A dying army commander, an indolent emperor, a man trapped in servitude and a plot to take back a kingdom’s lost territory. This is the core of the move Shadow, which sees director, Zhang Yimou, reuniting with his House of Flying Daggers cinematographer, Zhao Xiaoding, for another visually enticing, as well as intriguing, film. I’d read a lot of great things about this movie and when I saw that it was posted to LeTV’s official YouTube page, I had to watch it.
The film begins with the Emperor of Pei (Zheng Kai, The Great Wall) angered to discover that the Commander of his Army, Zi Yu (Deng Chao, The Mermaid), has gone to Jing City to meet with General Yang (Hu Jun, Ever Night), the man who helped take Jing City away from the Kingdom of Pei. He’s even more angered to discover that the Commander has challenged the General to a duel to win back Jing City, an action that basically amounts to declaring war, something the Emperor is desperate to avoid.
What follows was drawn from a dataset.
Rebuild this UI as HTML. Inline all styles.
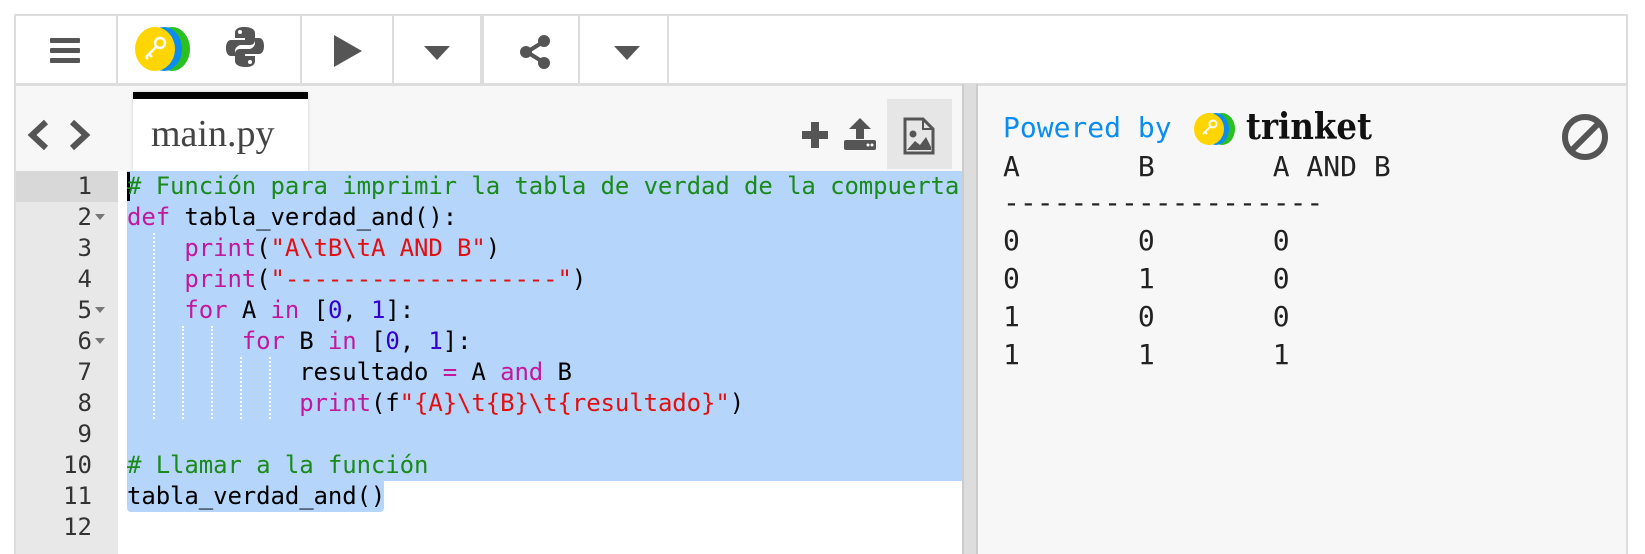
<!DOCTYPE html>
<html><head><meta charset="utf-8"><style>
*{margin:0;padding:0;box-sizing:border-box}
body{width:1645px;height:554px;background:#fff;position:relative;overflow:hidden;font-family:"Liberation Sans",sans-serif}
.abs{position:absolute}
#tb{left:14px;top:14px;width:1614px;height:71px;border:2px solid #ddd;background:#fff}
.sep{position:absolute;top:0;width:2px;height:67px;background:#ddd}
#editor{left:14px;top:84px;width:948px;height:470px;background:#f7f7f7;border-left:2px solid #ddd;border-top:2px solid #ddd}
#gut{left:14px;top:171px;width:104px;height:383px;background:#e8e8e8;border-left:2px solid #ddd}
#code{left:118px;top:171px;width:844px;height:383px;background:#fff}
.ln{position:absolute;left:14px;width:104px;height:31px;font:24px/31px "DejaVu Sans Mono",monospace;color:#333;text-align:right;padding-right:26px}
.cl{position:absolute;left:127px;height:31px;font:24px/31px "DejaVu Sans Mono",monospace;color:#000;white-space:pre;letter-spacing:-0.1px}
.c{color:#1a8a1a}.k{color:#c2189e}.s{color:#e01010}.n{color:#3300cc}
#out{left:978px;top:84px;width:650px;height:470px;background:#f7f7f7;border-top:2px solid #ddd;border-right:2px solid #ddd}
.ol{position:absolute;left:1003px;font:28px/38px "DejaVu Sans Mono",monospace;color:#222;white-space:pre}
.fold{position:absolute;left:95px;width:0;height:0;border-left:5px solid transparent;border-right:5px solid transparent;border-top:6px solid #777}
.guide{position:absolute;width:0;border-left:2px dotted #fff}
</style></head><body>
<div id="tb" class="abs">
 <div class="sep" style="left:100px"></div>
 <div class="sep" style="left:284px"></div>
 <div class="sep" style="left:376px"></div>
 <div class="sep" style="left:464px;width:4px;background:#ddd"></div>
 <div class="sep" style="left:562px"></div>
 <div class="sep" style="left:651px"></div>
 <div class="abs" style="left:34px;top:22px;width:30px;height:5px;background:#555;border-radius:1px"></div>
 <div class="abs" style="left:34px;top:32px;width:30px;height:5px;background:#555;border-radius:1px"></div>
 <div class="abs" style="left:34px;top:42px;width:30px;height:5px;background:#555;border-radius:1px"></div>
 <svg class="abs" style="left:110px;top:10px" width="70" height="46" viewBox="0 0 70 46"><ellipse cx="46" cy="23" rx="18" ry="22" fill="#2bbf1f"/><ellipse cx="38" cy="23" rx="18" ry="22" fill="#0a8cf0"/><ellipse cx="29" cy="23" rx="20" ry="22" fill="#ffd500"/><circle cx="34" cy="17" r="5" fill="none" stroke="#fff" stroke-width="2.5"/><path d="M31 20 L20 31 M23 28 l3 3 M20 31 l2 2" stroke="#fff" stroke-width="2.5" fill="none"/></svg>
 <svg class="abs" style="left:210px;top:10px" width="38" height="42" viewBox="0 0 38 42"><path d="M18 1c-7 0-9 3-9 6v5h10v2H5c-3 0-5 3-5 8s2 8 5 8h4v-5c0-3 3-6 6-6h9c3 0 5-2 5-5V7c0-3-3-6-11-6z" fill="#555"/><path d="M20 41c7 0 9-3 9-6v-5H19v-2h14c3 0 5-3 5-8s-2-8-5-8h-4v5c0 3-3 6-6 6h-9c-3 0-5 2-5 5v7c0 3 3 6 11 6z" fill="#555"/><circle cx="14" cy="6" r="2" fill="#fff"/><circle cx="24" cy="36" r="2" fill="#fff"/></svg>
 <svg class="abs" style="left:318px;top:19px" width="28" height="32"><path d="M0 0L28 16L0 32Z" fill="#555"/></svg>
 <svg class="abs" style="left:408px;top:30px" width="26" height="14"><path d="M0 0H26L13 14Z" fill="#555"/></svg>
 <svg class="abs" style="left:503px;top:19px" width="32" height="34" viewBox="0 0 32 34"><path d="M8 17L24 7M8 17L24 27" stroke="#555" stroke-width="4"/><circle cx="7" cy="17" r="6" fill="#555"/><circle cx="25" cy="6" r="6" fill="#555"/><circle cx="25" cy="28" r="6" fill="#555"/></svg>
 <svg class="abs" style="left:598px;top:30px" width="26" height="14"><path d="M0 0H26L13 14Z" fill="#555"/></svg>
</div>

<div id="editor" class="abs"></div>
<svg class="abs" style="left:26px;top:118px" width="66" height="34"><path d="M20 4L6 17L20 30M46 4L60 17L46 30" stroke="#555" stroke-width="6" fill="none"/></svg>
<div class="abs" style="left:133px;top:92px;width:175px;height:80px;background:#fff;border-top:7px solid #000;box-shadow:0 0 3px #ccc"></div>
<div class="abs" style="left:151px;top:112px;font:38px 'Liberation Serif',serif;color:#444">main.py</div>
<svg class="abs" style="left:800px;top:120px" width="30" height="30"><path d="M11 2h8v9h9v8h-9v9h-8v-9H2v-8h9z" fill="#555"/></svg>
<svg class="abs" style="left:843px;top:117px" width="34" height="34"><path d="M17 1L28 12H21V22H13V12H6Z" fill="#555"/><rect x="1" y="23" width="32" height="10" rx="2" fill="#555"/><circle cx="25" cy="28" r="1.5" fill="#fff"/><circle cx="29" cy="28" r="1.5" fill="#fff"/></svg>
<div class="abs" style="left:887px;top:99px;width:65px;height:70px;background:#e6e6e6"></div>
<svg class="abs" style="left:903px;top:117px" width="32" height="38"><path d="M2 2H20L30 12V36H2Z" fill="none" stroke="#555" stroke-width="3"/><path d="M20 2V12H30" fill="none" stroke="#555" stroke-width="2"/><circle cx="10" cy="17" r="3.5" fill="#555"/><path d="M4 33L12 24L17 28L23 20L28 30V33Z" fill="#555"/></svg>

<div id="gut" class="abs"></div>
<div class="abs" style="left:16px;top:171px;width:102px;height:31px;background:#d8d8d8"></div>
<div id="code" class="abs"></div>
<div class="abs" style="left:127px;top:171px;width:835px;height:310px;background:#b5d5fb"></div>
<div class="abs" style="left:127px;top:481px;width:257px;height:31px;background:#b5d5fb;border-radius:0 0 4px 4px"></div>
<div class="abs" style="left:127px;top:172px;width:3px;height:29px;background:#000"></div>
<div class="abs" style="left:962px;top:84px;width:16px;height:470px;background:#ddd;border-left:2px solid #ccc;border-right:2px solid #ccc"></div>

<div class="guide" style="left:153px;top:233px;height:186px"></div>
<div class="guide" style="left:182px;top:326px;height:93px"></div>
<div class="guide" style="left:211px;top:326px;height:93px"></div>
<div class="guide" style="left:240px;top:357px;height:62px"></div>
<div class="guide" style="left:269px;top:357px;height:62px"></div>

<div class="ln" style="top:171px">1</div>
<div class="ln" style="top:202px">2</div><div class="fold" style="top:214px"></div>
<div class="ln" style="top:233px">3</div>
<div class="ln" style="top:264px">4</div>
<div class="ln" style="top:295px">5</div><div class="fold" style="top:307px"></div>
<div class="ln" style="top:326px">6</div><div class="fold" style="top:338px"></div>
<div class="ln" style="top:357px">7</div>
<div class="ln" style="top:388px">8</div>
<div class="ln" style="top:419px">9</div>
<div class="ln" style="top:450px">10</div>
<div class="ln" style="top:481px">11</div>
<div class="ln" style="top:512px">12</div>

<div class="cl" style="top:171px"><span class="c"># Función para imprimir la tabla de verdad de la compuerta</span></div>
<div class="cl" style="top:202px"><span class="k">def</span> tabla_verdad_and():</div>
<div class="cl" style="top:233px">    <span class="k">print</span>(<span class="s">"A\tB\tA AND B"</span>)</div>
<div class="cl" style="top:264px">    <span class="k">print</span>(<span class="s">"-------------------"</span>)</div>
<div class="cl" style="top:295px">    <span class="k">for</span> A <span class="k">in</span> [<span class="n">0</span>, <span class="n">1</span>]:</div>
<div class="cl" style="top:326px">        <span class="k">for</span> B <span class="k">in</span> [<span class="n">0</span>, <span class="n">1</span>]:</div>
<div class="cl" style="top:357px">            resultado <span class="k">=</span> A <span class="k">and</span> B</div>
<div class="cl" style="top:388px">            <span class="k">print</span>(f<span class="s">"{A}\t{B}\t{resultado}"</span>)</div>
<div class="cl" style="top:450px"><span class="c"># Llamar a la función</span></div>
<div class="cl" style="top:481px">tabla_verdad_and()</div>

<div id="out" class="abs"></div>
<div class="ol" style="top:109px;color:#0a8cf0">Powered by</div>
<svg class="abs" style="left:1192px;top:112px" width="46" height="34" viewBox="0 0 46 34"><ellipse cx="30" cy="17" rx="13" ry="16" fill="#2bbf1f"/><ellipse cx="24" cy="17" rx="13" ry="16" fill="#0a8cf0"/><ellipse cx="17" cy="17" rx="15" ry="16" fill="#ffd500"/><circle cx="21" cy="12" r="3.5" fill="none" stroke="#fff" stroke-width="2"/><path d="M19 14L11 22M13 20l2 2" stroke="#fff" stroke-width="2"/></svg>
<div class="abs" style="left:1246px;top:106px;font:bold 36px 'DejaVu Serif','Liberation Serif',serif;color:#111;transform:scaleX(.9);transform-origin:left">trinket</div>
<svg class="abs" style="left:1561px;top:113px" width="48" height="48"><circle cx="24" cy="24" r="20" fill="none" stroke="#555" stroke-width="6"/><path d="M10 38L38 10" stroke="#555" stroke-width="6"/></svg>
<div class="ol" style="top:148px">A       B       A AND B</div>
<div class="ol" style="top:184px">-------------------</div>
<div class="ol" style="top:222px">0       0       0</div>
<div class="ol" style="top:260px">0       1       0</div>
<div class="ol" style="top:298px">1       0       0</div>
<div class="ol" style="top:336px">1       1       1</div>
</body></html>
The Emperor is eager to maintain the peace with their neighbor. To avoid war, he strips Zi Yu of his command and sends a minister over to Jing City to offer up his sister, the Princess (Guan Xiao Tong, Sweet Combat), as a wife for the General’s son, Ping (Leo Wu, Battle Through the Heavens). Of course, to add insult to injury, Ping offers to take the Princess as one of his concubines instead. The members of his military, as well as the Princess, are angry with the Emperor for acquiescing so easily, while the ministers applaud their ruler for keeping the peace.
But Zi Yu has other plans and we quickly learn that the person everyone thought was Zi Yu is actually his “shadow”, a look-alike often used as decoys by high ranking officials to help thwart assassination attempts and intrigues. Zi Yu, having been injured by General Yang in a previous battle, is now aged and suffering from an illness, and he’s eager to get revenge via his doppelganger. Zi Yu’s shadow is a man name Jing Zhou (also played by Deng Chao) who, as a young child, was found by Zi Yu’s uncle to act as a double for his nephew. Zi Yu has promised Jing that once he helps complete his plan, he will be free to return to Jing City and find his mother.
Jing Zhou, besides missing his mother and feeling trapped in servitude, has also become fond of Zi Yu’s wife, Xiao Ai (played by Deng Chao’s real life wife, Sun Li, Empresses in the Palace). Xiao Ai, the only other person who knows about Jing Zhou, struggles between her love and devotion to her husband as well as her pity for the servant, who is also a much healthier and better looking version of her sick husband.
Zi Yu’s plan slowly becomes clear as he reveals his secrets to one of his former generals, Tian Zhan (Wang Qian Yuan, Tribes and Empires: Storm of Prophecy). He has secretly put together an army and devises a plan using umbrellas to help defeat General Yang’s army and win back Jing City. Zi Yu’s plan also includes him becoming the new Emperor and making Tian Zhan his Commander. As Jing Zhou finds himself in a deadly duel with the domineering General Yang, the secret army attacks the city, with the Princess joining them to pay back Ping for insulting her.
Visually the film looks beautiful with an almost entirely in black & white, with colour only used in limited places like skin tone, candle flames and blood. The set design also plays along with the theme of “shadow” with a lot of use of screens throughout the palace, hinting at the intrigue and hidden motives of the different characters. The film score uses traditional instead of modern music to help convey a lot of the underlying emotions of the characters
The story itself slowly builds up the tension as you begin to learn more about the four main characters, with some twists and turns eventually coming at the end, some more expected than others. And I like that they are able to introduce the political intrigue of the story without making it overly complicated so that it was easy to follow along.
Usually with actors like Guan Xiao Tong and Leo Wu on the cast, I’d expect some kind of secondary plot, but instead the story is well written with the secondary characters helping move the main plot along without complicating the story. The fight scenes are also creative as they take an innocuous item, an umbrella, and turn it into a deadly weapon.
This film has been a hit at film festivals and, since it’s officially on YouTube with subtitles, this is a good opportunity to see it, especially if you aren’t in an area that has Chinese movies in your local movie theatre.